Squirrel hunters should expect to find an average to above average squirrel population over most of the state, with higher squirrel numbers in areas with quality oak and hickory trees. Squirrel season opens Sept. 2.
Fox squirrels can be found anywhere there are a few acres of trees, but gray squirrels are generally limited to the heavily forested areas in eastern and southern Iowa.
Hunting opportunities for squirrels are excellent because competition is low and hunters could have the area all to themselves. Because of the lack of competition, squirrel hunting is a good way to introduce novice hunters and youth to the outdoors. It also benefits experienced hunters by honing their skills before other seasons open.

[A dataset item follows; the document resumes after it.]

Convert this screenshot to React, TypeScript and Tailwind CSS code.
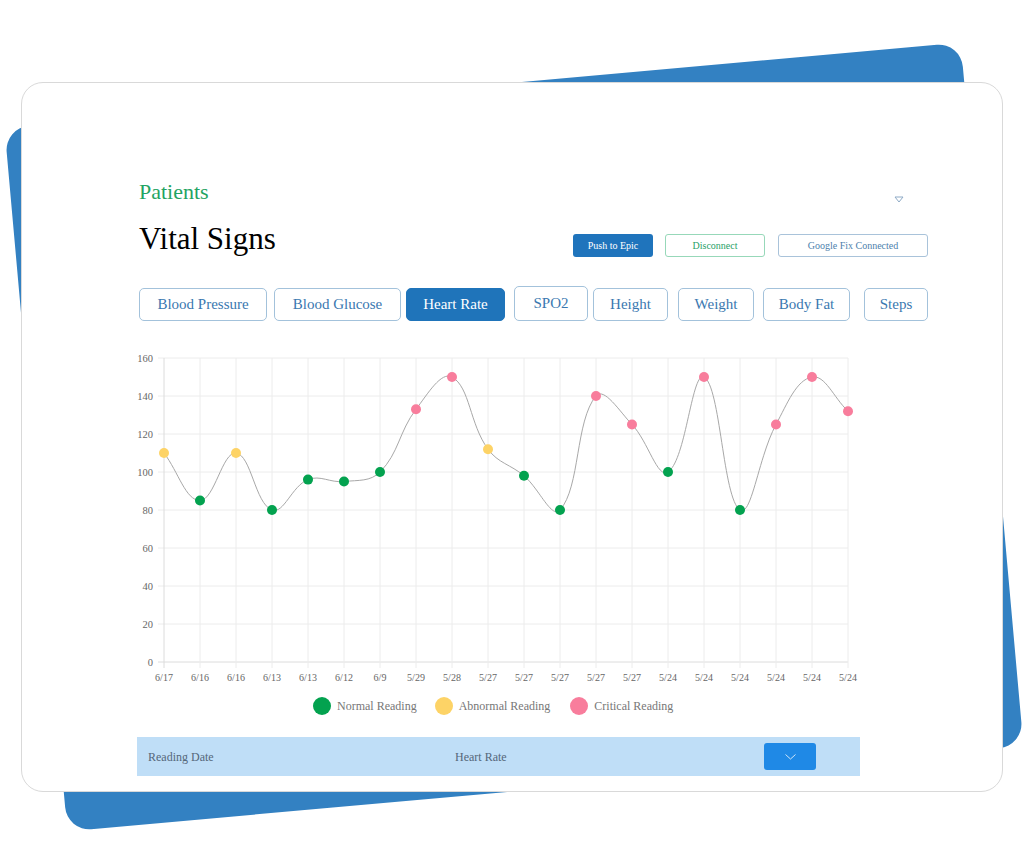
import React from 'react';

// ─── Data ───────────────────────────────
type Level = 'normal' | 'abnormal' | 'critical';

const LABELS = ['6/17', '6/16', '6/16', '6/13', '6/13', '6/12', '6/9', '5/29', '5/28', '5/27', '5/27', '5/27', '5/27', '5/27', '5/24', '5/24', '5/24', '5/24', '5/24', '5/24'];
const VALUES = [110, 85, 110, 80, 96, 95, 100, 133, 150, 112, 98, 80, 140, 125, 100, 150, 80, 125, 150, 132];

const COLORS: Record<Level, string> = {
	normal: '#03a24f',
	abnormal: '#fdd366',
	critical: '#f87d9c',
};

function levelOf(v: number): Level {
	if (v > 120) return 'critical';
	if (v > 100) return 'abnormal';
	return 'normal';
}

const TABS = [
	{ label: 'Blood Pressure', cls: 'ml-[2px] w-[128px] h-[33px]' },
	{ label: 'Blood Glucose', cls: 'ml-[7px] w-[127px] h-[33px]' },
	{ label: 'Heart Rate', cls: 'ml-[5px] w-[99px] h-[33px]', active: true },
	{ label: 'SPO2', cls: 'ml-[9px] w-[74px] h-[35px]' },
	{ label: 'Height', cls: 'ml-[5px] w-[75px] h-[33px]' },
	{ label: 'Weight', cls: 'ml-[10px] w-[76px] h-[33px]' },
	{ label: 'Body Fat', cls: 'ml-[9px] w-[87px] h-[33px]' },
	{ label: 'Steps', cls: 'ml-[14px] w-[64px] h-[33px]' },
];

// ─── Chart geometry ─────────────────────
const PLOT_L = 27;
const PLOT_R = 711;
const Y0 = 316;
const PX_PER_UNIT = 1.9;
const STEP = (PLOT_R - PLOT_L) / (VALUES.length - 1);

const pts = VALUES.map((v, i) => ({ x: PLOT_L + STEP * i, y: Y0 - v * PX_PER_UNIT }));

// chart.js-like spline (tension 0.4)
function buildPath(p: { x: number; y: number }[], t = 0.4) {
	const ctrl = p.map((cur, i) => {
		const prev = p[i - 1] ?? cur;
		const next = p[i + 1] ?? cur;
		const d01 = Math.hypot(cur.x - prev.x, cur.y - prev.y);
		const d12 = Math.hypot(next.x - cur.x, next.y - cur.y);
		const s01 = d01 / (d01 + d12 || 1);
		const s12 = d12 / (d01 + d12 || 1);
		const fa = t * s01;
		const fb = t * s12;
		return {
			px: cur.x - fa * (next.x - prev.x),
			py: cur.y - fa * (next.y - prev.y),
			nx: cur.x + fb * (next.x - prev.x),
			ny: cur.y + fb * (next.y - prev.y),
		};
	});
	let d = `M${p[0].x},${p[0].y}`;
	for (let i = 1; i < p.length; i++) {
		d += ` C${ctrl[i - 1].nx},${ctrl[i - 1].ny} ${ctrl[i].px},${ctrl[i].py} ${p[i].x},${p[i].y}`;
	}
	return d;
}

function HeartRateChart() {
	const ticks = [0, 20, 40, 60, 80, 100, 120, 140, 160];
	return (
		<svg width="723" height="345" viewBox="0 0 723 345" className="block">
			{ticks.map((t) => {
				const y = Y0 - t * PX_PER_UNIT;
				return (
					<g key={t}>
						<line x1={21} x2={PLOT_R} y1={y} y2={y} stroke={t === 0 ? '#dcdcdc' : '#ececec'} strokeWidth="1" />
						<text x={16} y={y + 3.5} textAnchor="end" fontSize="10.5" fill="#666" fontFamily="'Liberation Serif', serif">
							{t}
						</text>
					</g>
				);
			})}
			{pts.map((p, i) => (
				<g key={i}>
					<line x1={p.x} x2={p.x} y1={Y0 - 160 * PX_PER_UNIT} y2={Y0 + 6} stroke={i === 0 ? '#dcdcdc' : '#ececec'} strokeWidth="1" />
					<text x={p.x} y={Y0 + 19} textAnchor="middle" fontSize="10" fill="#666" fontFamily="'Liberation Serif', serif">
						{LABELS[i]}
					</text>
				</g>
			))}
			<path d={buildPath(pts)} fill="none" stroke="#a8a8a8" strokeWidth="1" />
			{pts.map((p, i) => (
				<circle key={i} cx={p.x} cy={p.y} r="5" fill={COLORS[levelOf(VALUES[i])]} />
			))}
		</svg>
	);
}

function Legend() {
	const items: { label: string; color: string; cls: string }[] = [
		{ label: 'Normal Reading', color: COLORS.normal, cls: 'ml-[176px]' },
		{ label: 'Abnormal Reading', color: COLORS.abnormal, cls: 'ml-[18px]' },
		{ label: 'Critical Reading', color: COLORS.critical, cls: 'ml-[20px]' },
	];
	return (
		<div className="mt-[6px] flex h-[18px] items-center">
			{items.map((it) => (
				<div key={it.label} className={`flex items-center gap-[6px] ${it.cls}`}>
					<span className="h-[18px] w-[18px] rounded-full" style={{ backgroundColor: it.color }} />
					<span className="text-[12px] leading-none text-[#777]">{it.label}</span>
				</div>
			))}
		</div>
	);
}

export default function App() {
	return (
		<div className="relative h-[868px] w-[1024px] overflow-hidden bg-white" style={{ fontFamily: "'Liberation Serif', 'Times New Roman', serif" }}>
			{/* tilted backdrop */}
			<div className="absolute left-[34px] top-[84px] h-[706px] w-[960px] -rotate-[5.1deg] rounded-[24px] bg-[#3381c2]" />

			{/* card */}
			<div className="relative ml-[21px] mt-[82px] h-[710px] w-[982px] rounded-[22px] border border-[#d9d9d9] bg-white pl-[115px] pt-[95px]">
				<div className="w-[791px]">
					{/* header */}
					<div className="flex h-[28px] items-start justify-between">
						<span className="ml-[2px] text-[22px] leading-[28px] text-[#1fa463]">Patients</span>
						<svg width="10" height="7" viewBox="0 0 10 7" className="mr-[24px] mt-[18px]">
							<polygon points="1,1 9,1 5,6" fill="none" stroke="#8eaac6" strokeWidth="1" />
						</svg>
					</div>

					<div className="mt-[15px] flex h-[36px] items-start justify-between">
						<h1 className="ml-[2px] text-[31px] leading-[36px] text-black">Vital Signs</h1>
						<div className="mt-[13px] flex gap-[12px]">
							<button className="h-[23px] w-[80px] rounded-[3px] bg-[#1f74bc] text-[10px] text-white">Push to Epic</button>
							<button className="h-[23px] w-[100px] rounded-[3px] border border-[#97d8b9] bg-white text-[10px] text-[#2a9f68]">Disconnect</button>
							<button className="ml-[1px] h-[23px] w-[150px] rounded-[3px] border border-[#a9c3da] bg-white text-[10px] text-[#4d7fad]">Google Fix Connected</button>
						</div>
					</div>

					{/* tabs */}
					<div className="mt-[29px] flex h-[35px] items-end">
						{TABS.map((t) => (
							<button
								key={t.label}
								className={`${t.cls} rounded-[5px] border text-[15px] ${
									t.active ? 'border-[#1f74ba] bg-[#1f74ba] text-white' : 'border-[#a3c2db] bg-white text-[#3a78b0]'
								}`}
							>
								{t.label}
							</button>
						))}
					</div>

					{/* chart */}
					<div className="mt-[25px]">
						<HeartRateChart />
					</div>
					<Legend />

					{/* table header */}
					<div className="mt-[22px] flex h-[39px] w-[723px] items-center bg-[#bfdef7] text-[12px] text-[#55677a]">
						<span className="ml-[11px] w-[307px]">Reading Date</span>
						<span className="w-[309px]">Heart Rate</span>
						<button className="flex h-[27px] w-[52px] items-center justify-center rounded-[3px] bg-[#1f89e6]">
							<svg width="11" height="6" viewBox="0 0 11 6">
								<polyline points="0.5,0.5 5.5,5 10.5,0.5" fill="none" stroke="#cfe5f8" strokeWidth="1" />
							</svg>
						</button>
					</div>
				</div>
			</div>
		</div>
	);
}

“If you spook a squirrel or mess up something, there’s probably another squirrel over the next hill. Young hunters can learn and fail which is how many of us learned our woodsmanship skills – without the pressure of a short season or competition from other hunters,” said Jim Coffey, forest wildlife research biologist with the Iowa Department of Natural Resources. “We need to rejuvenate the fall ritual of going squirrel hunting. It’s fun and takes a lot of skill to outwit a squirrel.”
Squirrel hunting is done by either sitting-and-waiting, or by still-hunting.
The sit-and-wait technique is similar to turkey hunting. Hunters will sit near likely feeding areas, such as beneath oak, walnut, or hickory trees or along corn-forest edges and many will call them. Plan to wear plenty of camouflage and consider a face net to avoid bugs.
The still-hunting technique is employed by slowly walking through forested areas and stopping frequently to watch for feeding squirrels, then sneaking up on them.
The best hunting times usually are during the morning and afternoon feeding hours.
Squirrel season runs through January 31, 2018. The daily bag limit is 6 (fox and gray squirrels combined) and the possession limit is 12. There are no restrictions on shooting hours.